Yes, you read that right — there was a time when children were literally mailed through the post.
The story begins in 1913, when the United States Postal Service decided to raise the maximum parcel weight from 4 pounds to 50 pounds. It was a simple logistical adjustment that quietly opened the floodgates to all sorts of unusual deliveries — from live animals and farm produce to, astonishingly, small children.
Between 1913 and 1915, at least seven children were officially “mailed” within the United States. The practice was not malicious or reckless; it was, bizarrely enough, entirely legal at the time. The parents would attach postage stamps to their child’s clothing, hand them over to a trusted mail carrier, and rely on the postal system’s famed reliability to complete the “delivery.”
One of the earliest recorded cases occurred in Glen Este, Ohio, where parents mailed their ten-pound baby boy to his grandmother, who lived barely a mile away in the nearby town of Batavia. The total cost? A mere 15 cents, far cheaper than a train ticket.
Another famous case followed a year later, in 1914. A five-year-old girl named May Pierstorff was “posted” from her home in Idaho to her grandmother’s house several towns away. Her parents couldn’t afford a train ticket, so they placed stamps worth 53 cents on her coat and arranged for her to ride with the mail train. She arrived safe and smiling — delivered personally by the mail clerk.
According to Nancy Pope, historian at the U.S. National Postal Museum, postage fees at the time were much cheaper than train fares. But beyond economics, there was also something charmingly human about the trust between families and their local postal carriers — many of whom were long-time neighbors or even relatives.

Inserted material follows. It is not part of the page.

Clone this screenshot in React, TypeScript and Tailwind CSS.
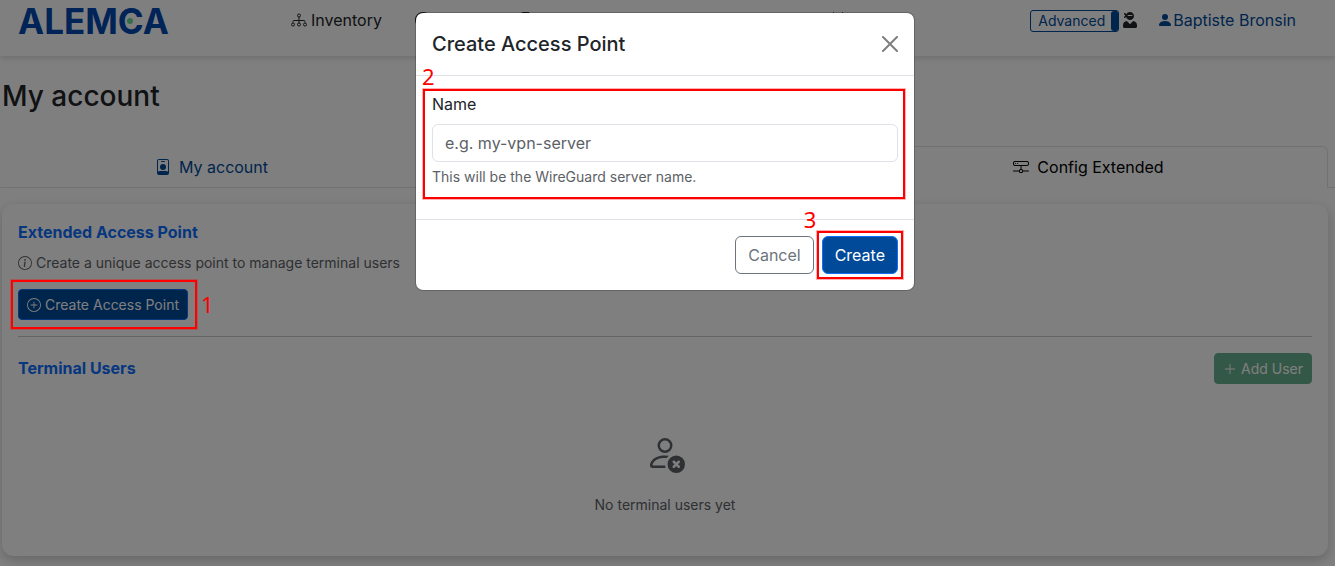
import { useState } from "react";
import {
  BsCalendar,
  BsFileEarmarkFill,
  BsGlobe,
  BsHddNetwork,
  BsInfoCircle,
  BsPersonFill,
  BsPersonX,
  BsPlusCircle,
  BsPlusLg,
} from "react-icons/bs";
import { FaUserNinja } from "react-icons/fa";

function Logo() {
  return (
    <span className="relative block w-[150px] text-[35px] leading-[26px] font-bold text-[#0047b0]">
      ALEMCA
      <span className="absolute top-[10px] left-[109px] size-1.5 rounded-full bg-[#6fd79b]" />
    </span>
  );
}

function InventoryIcon() {
  return (
    <svg viewBox="0 0 16 16" className="size-4" fill="none" stroke="currentColor" aria-hidden="true">
      <circle cx="8" cy="3.500" r="1.500" />
      <circle cx="2" cy="12.500" r="1.500" />
      <circle cx="8" cy="12.500" r="1.500" />
      <circle cx="14" cy="12.500" r="1.500" />
      <path d="M8 5v6M2 10.500V9.500a1 1 0 0 1 1-1h10a1 1 0 0 1 1 1v1" />
    </svg>
  );
}

function BadgeIcon() {
  return (
    <svg viewBox="0 0 16 16" className="size-4" fill="currentColor" aria-hidden="true">
      <path
        fillRule="evenodd"
        d="M4 0h8a2 2 0 0 1 2 2v12a2 2 0 0 1-2 2H4a2 2 0 0 1-2-2V2a2 2 0 0 1 2-2Zm0 1a1 1 0 0 0-1 1v10.800C3.700 11.700 5.300 12 8 12s4.300-.3 5 .8V2a1 1 0 0 0-1-1Z"
      />
      <circle cx="8" cy="8" r="3" />
      <path d="M6.500 2h3a.5.5 0 0 1 0 1h-3a.5.5 0 0 1 0-1Z" />
    </svg>
  );
}

function Header() {
  return (
    <header className="flex h-14 items-start bg-white pt-2 shadow-[0_2px_6px_rgba(0,0,0,0.15)]">
      <a href="#home" className="ml-[18px]">
        <Logo />
      </a>
      <nav className="ml-[123px] flex flex-1 items-center">
        <a href="#inventory" className="flex items-center gap-1">
          <InventoryIcon />
          Inventory
        </a>
        <BsGlobe className="ml-[33px] size-4" aria-hidden="true" />
        <BsFileEarmarkFill className="ml-[88px] size-4" aria-hidden="true" />
        <BsCalendar className="ml-[295px] size-4" aria-hidden="true" />
      </nav>
      <div className="mr-[39px] flex items-center text-[#004a99]">
        <button className="mt-0.5 flex h-[22px] items-stretch overflow-hidden rounded-[3px] border border-current text-sm leading-5">
          <span className="pr-1.5 pl-[7px]">Advanced</span>
          <span className="w-[7px] rounded-l-[3px] bg-current" />
        </button>
        <FaUserNinja className="ml-1 h-4 w-3.5 text-[#212529]" aria-hidden="true" />
        <a href="#profile" className="ml-5 flex items-center">
          <BsPersonFill className="size-4" aria-hidden="true" />
          Baptiste Bronsin
        </a>
      </div>
    </header>
  );
}

function Tabs() {
  return (
    <nav className="mt-[33px] grid grid-cols-[minmax(0,423fr)_minmax(0,426fr)_minmax(0,479fr)_7px] items-stretch">
      <a href="#account" className="flex h-[42px] items-center justify-center gap-2 border border-transparent border-b-[#dee2e6] text-[#004a99]">
        <BadgeIcon />
        My account
      </a>
      <span className="border-b border-[#dee2e6]" />
      <a href="#config" aria-current="page" className="flex items-center justify-center gap-2 rounded-t-md border border-[#dee2e6] border-b-white text-black">
        <BsHddNetwork className="size-4" aria-hidden="true" />
        Config Extended
      </a>
      <span className="border-b border-[#dee2e6]" />
    </nav>
  );
}

function AccountPage() {
  return (
    <main>
      <h1 className="mt-[23px] ml-0.5 text-[28px] leading-[34px] font-medium">My account</h1>
      <Tabs />
      <section className="mx-0.5 mt-4 mr-[7px] h-[352px] rounded-xl bg-white p-4 shadow-[0_4px_12px_rgba(0,0,0,0.2)]">
        <h2 className="leading-6 font-bold text-[#0d6efd]">Extended Access Point</h2>
        <p className="mt-2 flex items-center gap-1 text-sm leading-[21px] text-[#5c6166]">
          <BsInfoCircle className="size-3.5" aria-hidden="true" />
          Create a unique access point to manage terminal users
        </p>
        <button className="mt-4 flex h-[31px] items-center gap-1 rounded-sm border border-[#0d6efd] bg-[#004a99] px-2 text-sm text-white">
          <BsPlusCircle className="size-3.5" aria-hidden="true" />
          Create Access Point
        </button>
        <hr className="my-4 border-[#c7c8c9]" />
        <div className="flex items-start justify-between">
          <h2 className="mt-[3px] leading-6 font-bold text-[#0d6efd]">Terminal Users</h2>
          <button disabled className="flex h-[31px] items-center gap-1 rounded-sm border border-[#198754] bg-[#198754] px-2 text-sm text-white opacity-65">
            <BsPlusLg className="size-3.5" aria-hidden="true" />
            Add User
          </button>
        </div>
        <div className="mt-[49px] flex flex-col items-center text-sm text-[#5c6166]">
          <BsPersonX className="size-10" aria-hidden="true" />
          <p className="mt-[21px] leading-[21px]">No terminal users yet</p>
        </div>
      </section>
    </main>
  );
}

function Marker({ label, frame, text }: { label: string; frame: string; text: string }) {
  return (
    <span className="pointer-events-none">
      <span className={"absolute border-2 border-[#ff0000] shadow-[0_0_0_1px_rgba(255,0,0,0.3)] " + frame} />
      <span className={"absolute font-['Noto_Sans',sans-serif] text-[22px] leading-6 text-[#ff0000] " + text}>{label}</span>
    </span>
  );
}

function Dialog({ onClose }: { onClose: () => void }) {
  const [name, setName] = useState("");
  return (
    <form
      role="dialog"
      aria-modal="true"
      aria-labelledby="dialog-title"
      className="relative w-[500px] rounded-lg border border-black/20 bg-white bg-clip-padding"
      onSubmit={(e) => e.preventDefault()}
    >
      <div className="flex items-center justify-between border-b border-[#dee2e6] p-4">
        <h5 id="dialog-title" className="text-xl leading-[30px] font-medium">Create Access Point</h5>
        <button type="button" aria-label="Close" onClick={onClose} className="flex size-4 items-center justify-center text-black/50">
          <svg viewBox="0 0 16 16" className="size-4 shrink-0" fill="none" stroke="currentColor" strokeWidth="2" strokeLinecap="round" aria-hidden="true">
            <path d="m1 1 14 14M15 1 1 15" />
          </svg>
        </button>
      </div>
      <div className="relative p-4">
        <label htmlFor="server-name" className="block leading-6">Name</label>
        <input
          id="server-name"
          value={name}
          onChange={(e) => setName(e.target.value)}
          placeholder="e.g. my-vpn-server"
          aria-describedby="server-help"
          className="mt-2 block h-[38px] w-full rounded-md border border-[#dee2e6] px-3 placeholder:text-[#5c6166]"
        />
        <p id="server-help" className="mt-1 mb-4 text-sm leading-[21px] text-[#5c6166]">This will be the WireGuard server name.</p>
        <Marker label="2" frame="left-[7px] right-[9px] top-[13px] bottom-5" text="left-1.5 -top-3" />
      </div>
      <div className="flex justify-end gap-2 border-t border-[#dee2e6] p-4">
        <button type="button" onClick={onClose} className="h-[38px] rounded-md border border-[#6c757d] px-3 text-[#6c757d]">Cancel</button>
        <div className="relative">
          <button className="h-[38px] rounded-md border border-[#0d6efd] bg-[#004a99] px-3 text-white">Create</button>
          <Marker label="3" frame="-inset-[5px]" text="-left-[18px] -top-[29px]" />
        </div>
      </div>
    </form>
  );
}

export default function App() {
  const [open, setOpen] = useState(true);
  return (
    <div className="relative min-h-screen overflow-hidden bg-white font-['Inter',sans-serif] text-base text-[#212529]">
      <Header />
      <AccountPage />
      {open && (
        <div className="absolute inset-0 flex items-start justify-center bg-black/50 pt-3 pr-[5px]">
          <Dialog onClose={() => setOpen(false)} />
        </div>
      )}
      <div className="absolute top-[280px] left-[11px] h-[49px] w-[186px]">
        <Marker label="1" frame="inset-0" text="left-[190px] top-3" />
      </div>
    </div>
  );
}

By 1915, however, the Postal Service officially banned the shipment of children after public outcry and rising safety concerns. Still, the episode remains a legendary footnote in postal folklore — a reminder of an era when the mailman wasn’t just a messenger, but part of the family.
On World Post Day this October, the world salutes a service that has evolved from heartwarming oddities like mailing children to futuristic feats like drone-powered deliveries — proof that innovation never stops at the post office.